Plants For Chalky or Quick Draining Soils and Drought
Living in a chalky area means that your soil dries out very quickly, can be relatively shallow and lack nutrients that some plants require. Luckily, most plants will grow easily in chalk or lime soils (pH 8) and those that particularly thrive are shown in this leaflet. It does not mean, however that those not listed will not grow successfully. Only lime haters, those plants which require an acid soil, will fail on chalky soils.
Many plants survive quite happily in near-drought conditions. They need little water and so are real labour-savers. Ideal is you do not have time to regularly water or are often away on holiday or business. They all appreciate hot, dry and sunny sites.
Many of the plants mentioned below can be viewed on our Plant Finder.
FLOWERS FOR DRY AND THIN CHALKY SOILS
- Alyssum saxatile (Gold Dust)
- Aquilegia (Columbine)
- Armeria (Thrift)
- Bergenia (Elephants Ears)
- Campanula esp.

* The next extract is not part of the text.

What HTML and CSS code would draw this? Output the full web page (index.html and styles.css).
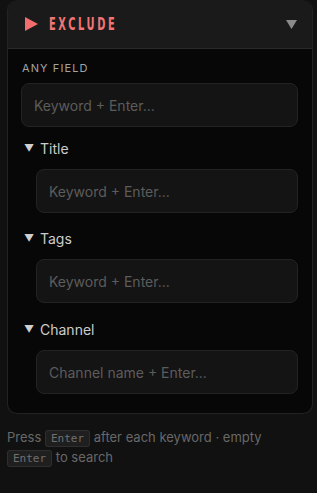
FILE: index.html
```html
<!DOCTYPE html>
<html>
<head>
<meta charset="utf-8">
<link rel="stylesheet" href="styles.css">
</head>
<body>
<div class="card">
  <div class="card-head">
    <div class="title">
      <svg class="play" width="14" height="14" viewBox="0 0 14 14"><path d="M0 0 L13 7 L0 14 Z" fill="#f26d6d"/></svg>
      <span class="title-text">EXCLUDE</span>
    </div>
    <svg class="chev" width="11" height="9" viewBox="0 0 11 9"><path d="M0 0 H11 L5.5 9 Z" fill="#8a8a8a"/></svg>
  </div>
  <div class="card-body">
    <div class="label">ANY FIELD</div>
    <div class="input">Keyword + Enter...</div>
    <div class="section first">
      <div class="sec-row"><span class="tri">▼</span><span>Title</span></div>
      <div class="input indent">Keyword + Enter...</div>
    </div>
    <div class="section">
      <div class="sec-row"><span class="tri">▼</span><span>Tags</span></div>
      <div class="input indent">Keyword + Enter...</div>
    </div>
    <div class="section last">
      <div class="sec-row"><span class="tri">▼</span><span>Channel</span></div>
      <div class="input indent">Channel name + Enter...</div>
    </div>
  </div>
</div>
<p class="hint">Press <kbd>Enter</kbd> after each keyword · empty <kbd>Enter</kbd> to search</p>
</body>
</html>
```
FILE: styles.css
```css
html, body {
  margin: 0;
  padding: 0;
  background: #111111;
}
body {
  font-family: Inter, "DejaVu Sans", sans-serif;
  width: 317px;
  height: 493px;
  overflow: hidden;
}
.card {
  margin: 0 4px 0 7px;
  border: 1px solid #232323;
  border-top: none;
  border-radius: 10px;
  background: #070707;
  overflow: hidden;
}
.card-head {
  height: 48px;
  background: #1a1a1a;
  border-bottom: 1px solid #2a2a2a;
  display: flex;
  align-items: center;
  justify-content: space-between;
  padding: 0 15px 0 17px;
}
.title {
  display: flex;
  align-items: center;
  gap: 10px;
}
.title-text {
  display: inline-block;
  font-family: "DejaVu Sans", sans-serif;
  font-weight: bold;
  font-size: 17px;
  letter-spacing: 4.5px;
  color: #f07575;
  transform: scaleX(0.58);
  transform-origin: left center;
}
.card-body {
  padding: 12px 14px 19px 13px;
}
.label {
  font-size: 11px;
  line-height: 14px;
  letter-spacing: 1.1px;
  color: #a3a3a3;
  margin-bottom: 8px;
  padding-left: 1px;
}
.input {
  height: 42px;
  border: 1px solid #232323;
  border-radius: 8px;
  background: #141414;
  color: #5c5c5c;
  font-size: 14px;
  display: flex;
  align-items: center;
  padding-left: 12px;
}
.input.indent {
  margin-left: 15px;
}
.section {
  margin-top: 16px;
}
.section.first {
  margin-top: 12px;
}
.section.last {
  margin-top: 17px;
}
.sec-row {
  height: 18px;
  display: flex;
  align-items: center;
  color: #cccccc;
  font-size: 14px;
  margin-bottom: 12px;
  padding-left: 3px;
}
.tri {
  font-size: 10px;
  width: 16px;
  color: #cfcfcf;
}
.hint {
  margin: 13px 0 0 7px;
  font-size: 13px;
  line-height: 20px;
  color: #686868;
  padding-right: 10px;
}
kbd {
  font-family: "DejaVu Sans Mono", monospace;
  font-size: 11px;
  line-height: 14px;
  background: #1f1f1f;
  border: 1px solid #2e2e2e;
  border-radius: 3px;
  padding: 1px 5px;
  color: #707070;
}
```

C. allioni & C. excisa
- Centaurea (Cornflower)
- Cerastium (Snow in Summer)
- Centranthus (Valerian)
- Cheiranthus (Wallflower)
- Dianthus (Carnation, Pink, Sweet William)
- Eryngium (Sea Holly)
- Eschscholtzia (Californian Poppy)
- Gypsophila (Baby’s Breath)
- Heuchera (Coral Flower)
- Iberis (Candytuft)
- Lathyrus (Sweet Pea )
- Linum (Flax)
- Matthiola (Stock)
- Paeonia (Peony)
- Papaver (Poppy)
- Pulsatilla (Pasque Flower)
- Pyrethrum (Marguerite)
- Saxifraga (except S. lilacina)
- Scabiosa (Scabious)
- Sedum / Sempervivum (Houseleek)
- Thymus (Thyme)
For winter colour, ornamental cabbage and kale thrive in thin lime soils.
Many shrubs will tolerate drought to an extent. Some, especially Mediterranean grey-leaved shrubs dislike water logging, and need good drainage during winter months.
- Artemisia abrotanum: silver grey aromatic foliage.
- Aucuba (Laurel): many varieties with plain green shiny, spotty or variegated leaves which tolerate shady sites. Bright scarlet berries on ‘Rozanne’ and female ‘Japonica’.
- Atriplex: semi-evergreen, thrives near the sea.
- Berberis: prickly, tough shrubs with orangey spring flowers and small dark berries in the autumn. Various heights.
- Buddleia (Butterfly Bush): fast growing shrubs with long flower panicles in white, pink, purple or blue.
- Buxus (Box): ideal for shaped hedges.
- Caryopteris: grey foliage, blue flowers in late summer.
- Ceanothus repens (California Lilac): arching mound version of this small-leaved climber with mid-blue flowers in May. Sunny position.
- Cistus (Sun Rose): grey or green leaved low grower with bright rose-like flowers.
- Colutea (Bladder Senna): yellow pea-shaped flowers from June-September. 3″ inflated pods in autumn.
- Convolvulus: fairly tender with white or blue flowers.
- Cortaderia (Pampas Grass): plumes in late summer.
- Cotoneaster: wide range of varieties which all have white flowers in summer and then abundant red or orange berries.
- Cytisus nigricans (Broom): rounded shrub with bright yellow pea-like flowers. Sun lover.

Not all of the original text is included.